Sentaurus Device can write the spatial values of solution variables, errors, the RHS, and the solution updates to a so-called NewtonPlot file. The NewtonPlot files then can be read into Sentaurus Visual for examination.

Sentaurus Device writes information to a NewtonPlot file during execution of a Quasistationary or Transient command when the step size decreases below a certain value. Use the NewtonPlot keyword in the File section to specify a file root name of the generated plots, and specify the NewtonPlot statement in the Math section to explicitly activate file-writing:

File {
  ...
  NewtonPlot= <string>
}
Math {
  ...
  NewtonPlot(<options>)
}

Refer to the Sentaurus™ Device User Guide for the corresponding set of NewtonPlot options.

Figure 5 shows an example of what can be plotted after the NewtonPlot command is executed.
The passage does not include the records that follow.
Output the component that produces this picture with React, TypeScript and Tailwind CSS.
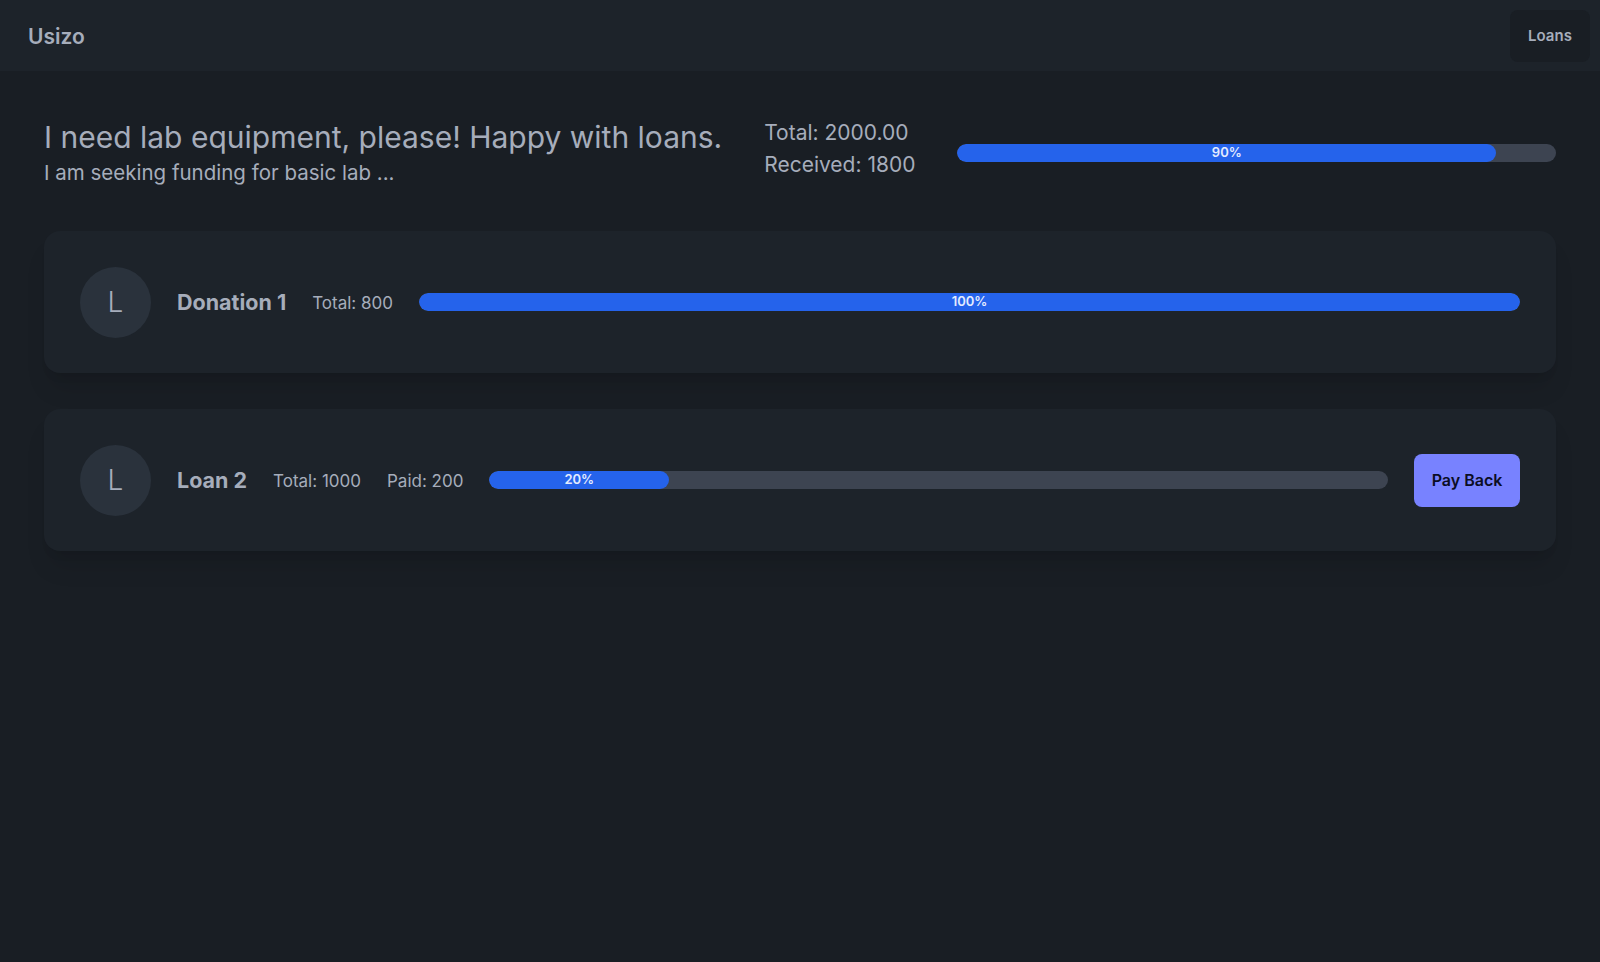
import React from 'react';

type Entry = {
  id: number;
  title: string;
  total: number;
  paid?: number;
  percent: number;
  payBack?: boolean;
};

const ENTRIES: Entry[] = [
  { id: 1, title: 'Donation 1', total: 800, percent: 100 },
  { id: 2, title: 'Loan 2', total: 1000, paid: 200, percent: 20, payBack: true },
];

function Progress({ percent }: { percent: number }) {
  return (
    <div className="relative h-[18px] flex-1 overflow-hidden rounded-full bg-[#3d4451]">
      <div
        className="flex h-full items-center justify-center rounded-full bg-[#2563eb] text-[13px] font-semibold text-[#e3ebff]"
        style={{ width: `${percent}%` }}
      >
        {percent}%
      </div>
    </div>
  );
}

export default function App() {
  return (
    <div className="min-h-[962px] bg-[#191e24] text-[#a6adbb] font-['Inter','Liberation_Sans',sans-serif]">
      {/* Navbar */}
      <header className="flex h-[71px] items-center justify-between bg-[#1d232a] pl-[28px] pr-[10px]">
        <span className="pt-[3px] text-[21px] font-semibold">Usizo</span>
        <button className="h-[52px] w-[80px] rounded-lg bg-[#191e24] pt-[2px] text-[15px] font-semibold">
          Loans
        </button>
      </header>

      <main className="px-[44px] pt-[46px]">
        {/* Request summary */}
        <div className="flex items-center gap-[42px]">
          <div>
            <h1 className="text-[30px] leading-[36px]">I need lab equipment, please! Happy with loans.</h1>
            <p className="mt-1 text-[20.5px] leading-7">I am seeking funding for basic lab ...</p>
          </div>
          <div className="pb-[8px] text-[21px] leading-[32px]">
            <div>Total: 2000.00</div>
            <div>Received: 1800</div>
          </div>
          <Progress percent={90} />
        </div>

        {/* Entries */}
        <div className="mt-[42px] flex flex-col gap-9">
          {ENTRIES.map((entry) => (
            <div
              key={entry.id}
              className="flex h-[142px] items-center gap-[26px] rounded-2xl bg-[#1d232a] px-9 shadow-xl"
            >
              <div className="flex h-[71px] w-[71px] shrink-0 items-center justify-center rounded-full bg-[#2a323c] text-[28px] font-light">
                L
              </div>
              <span className="text-[21.5px] font-bold">{entry.title}</span>
              <span className="pt-[3px] text-[17px]">Total: {entry.total}</span>
              {entry.paid !== undefined && <span className="pt-[3px] text-[17px]">Paid: {entry.paid}</span>}
              <Progress percent={entry.percent} />
              {entry.payBack && (
                <button className="h-[53px] w-[106px] rounded-lg bg-[#7882ff] text-base font-semibold text-[#0b0d24]">
                  Pay Back
                </button>
              )}
            </div>
          ))}
        </div>
      </main>
    </div>
  );
}
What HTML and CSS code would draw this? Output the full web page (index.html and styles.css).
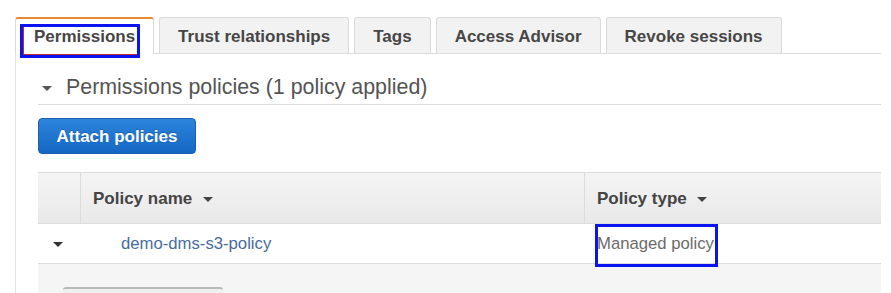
FILE: index.html
```html
<!DOCTYPE html>
<html>
<head>
<meta charset="utf-8">
<link rel="stylesheet" href="styles.css">
</head>
<body>
<div class="page">
  <div class="tabs">
    <div class="tab active">Permissions</div>
    <div class="tab">Trust relationships</div>
    <div class="tab">Tags</div>
    <div class="tab">Access Advisor</div>
    <div class="tab">Revoke sessions</div>
  </div>
  <div class="panel">
    <div class="section-head">
      <span class="caret big"></span>
      <span class="section-title">Permissions policies (1 policy applied)</span>
    </div>
    <button class="btn-primary">Attach policies</button>
    <div class="table">
      <div class="thead">
        <div class="cell c1"></div>
        <div class="cell c2">Policy name <span class="caret"></span></div>
        <div class="cell c3">Policy type <span class="caret"></span></div>
      </div>
      <div class="trow">
        <div class="cell c1"><span class="caret"></span></div>
        <div class="cell c2"><a class="link">demo-dms-s3-policy</a></div>
        <div class="cell c3 plain">Managed policy</div>
      </div>
      <div class="tfoot">
        <div class="stub"></div>
      </div>
    </div>
  </div>
  <div class="mark mark-tab"></div>
  <div class="mark mark-type"></div>
</div>
</body>
</html>
```

FILE: styles.css
```css
html, body {
  margin: 0;
  padding: 0;
  background: #fff;
}
body {
  font-family: "Liberation Sans", Arial, sans-serif;
  width: 891px;
  height: 293px;
  overflow: hidden;
}
.page {
  position: relative;
  padding: 17px 0 0 15px;
  width: 866px;
}
.tabs {
  display: flex;
  gap: 5px;
  height: 36px;
  position: relative;
  z-index: 1;
}
.tab {
  box-sizing: border-box;
  height: 36px;
  padding: 0 18px;
  border: 1px solid #dadada;
  border-bottom: none;
  border-radius: 3px 3px 0 0;
  background: #f2f2f2;
  color: #464646;
  font-weight: bold;
  font-size: 17px;
  line-height: 37px;
  white-space: nowrap;
}
.tab.active {
  background: #fff;
  border-top: 2px solid #e9892f;
  height: 37px;
  line-height: 35px;
  margin-bottom: -1px;
}
.panel {
  border-top: 1px solid #dcdcdc;
  border-left: 1px solid #e2e2e2;
  height: 240px;
  padding-left: 22px;
}
.section-head {
  display: flex;
  align-items: center;
  gap: 14px;
  padding: 21px 0 5px 4px;
  height: 24px;
  border-bottom: 1px solid #dedede;
}
.section-title {
  font-size: 21.4px;
  line-height: 24px;
  color: #545454;
}
.caret {
  display: inline-block;
  width: 0;
  height: 0;
  border-left: 5px solid transparent;
  border-right: 5px solid transparent;
  border-top: 5px solid #444;
  vertical-align: middle;
  margin-left: 6px;
}
.caret.big {
  margin-left: 0;
  margin-top: 2px;
  border-top-color: #555;
}
.btn-primary {
  display: block;
  margin-top: 13px;
  width: 158px;
  height: 36px;
  padding: 2px 0 0;
  border: 1px solid #1a5fa8;
  border-radius: 4px;
  background: linear-gradient(#2d85dc, #1467c3);
  color: #fff;
  font-family: "Liberation Sans", Arial, sans-serif;
  font-weight: bold;
  font-size: 17px;
  text-shadow: 0 -1px 0 rgba(0,0,0,0.2);
}
.table {
  margin-top: 18px;
  width: 843px;
}
.thead, .trow {
  display: grid;
  grid-template-columns: 42px 504px 297px;
}
.thead {
  height: 50px;
  border-top: 1px solid #dcdcdc;
  border-bottom: 1px solid #dcdcdc;
  background: linear-gradient(#f4f4f4, #e9e9e9);
}
.thead .cell {
  font-weight: bold;
  font-size: 17px;
  color: #444;
  line-height: 51px;
  padding-left: 12px;
}
.thead .c1 {
  padding-left: 0;
}
.thead .c2, .thead .c3 {
  border-left: 1px solid #dcdcdc;
}
.trow {
  height: 39px;
  border-bottom: 1px solid #dedede;
  background: #fff;
}
.trow .cell {
  font-size: 16.7px;
  line-height: 40px;
}
.trow .c1 {
  display: flex;
  justify-content: center;
  align-items: center;
}
.trow .c1 .caret {
  margin-left: -2px;
  border-top-color: #333;
}
.trow .c2 {
  padding-left: 41px;
}
.trow .c3 {
  padding-left: 13px;
}
.link {
  color: #466ba0;
}
.plain {
  color: #6b6b6b;
}
.tfoot {
  height: 40px;
  background: #f5f5f5;
  padding-left: 25px;
  padding-top: 23px;
  box-sizing: border-box;
}
.stub {
  width: 160px;
  height: 10px;
  border-top: 2px solid #b9b9b9;
  border-radius: 3px 3px 0 0;
  background: #efefef;
}
.mark {
  position: absolute;
  box-sizing: border-box;
  border: 3px solid #0a14f0;
  z-index: 2;
}
.mark-tab {
  left: 20px;
  top: 24px;
  width: 120px;
  height: 34px;
  box-shadow: inset 1px -1px 0 #c62828;
}
.mark-type {
  left: 595px;
  top: 224px;
  width: 123px;
  height: 43px;
}
```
You can see the distribution of the relative error of the electron density inside the device and other datasets that can be plotted.

Figure 5. Typical visualization in Sentaurus Visual of dataset after NewtonPlot command is executed. (Click image for full-size view.)

9.7.3 AutoCNPMinStepFactor and AutoNPMinStepFactor

In the case of nonconvergence, Sentaurus Device automatically activates the CNormPrint and NewtonPlot commands, if the following criteria are met:

For CNormPrint: step size < AutoCNPMinStepFactor * MinStep
For NewtonPlot: step size < AutoNPMinStepFactor * MinStep

By default, this will print additional information about the last successful Newton iteration and also will generate a *_des_min.tdr file for further debugging. The AutoCNPMinStepFactor and AutoNPMinStepFactor values can be specified in the Math section of the command file:

Math {
  AutoCNPMinStepFactor = <float> #default = 2.0
  AutoNPMinStepFactor  = <float> #default = 2.0
}

For 3D device simulations, such files can use significant disk space. To deactivate file-writing, assign zero values to the corresponding step factor.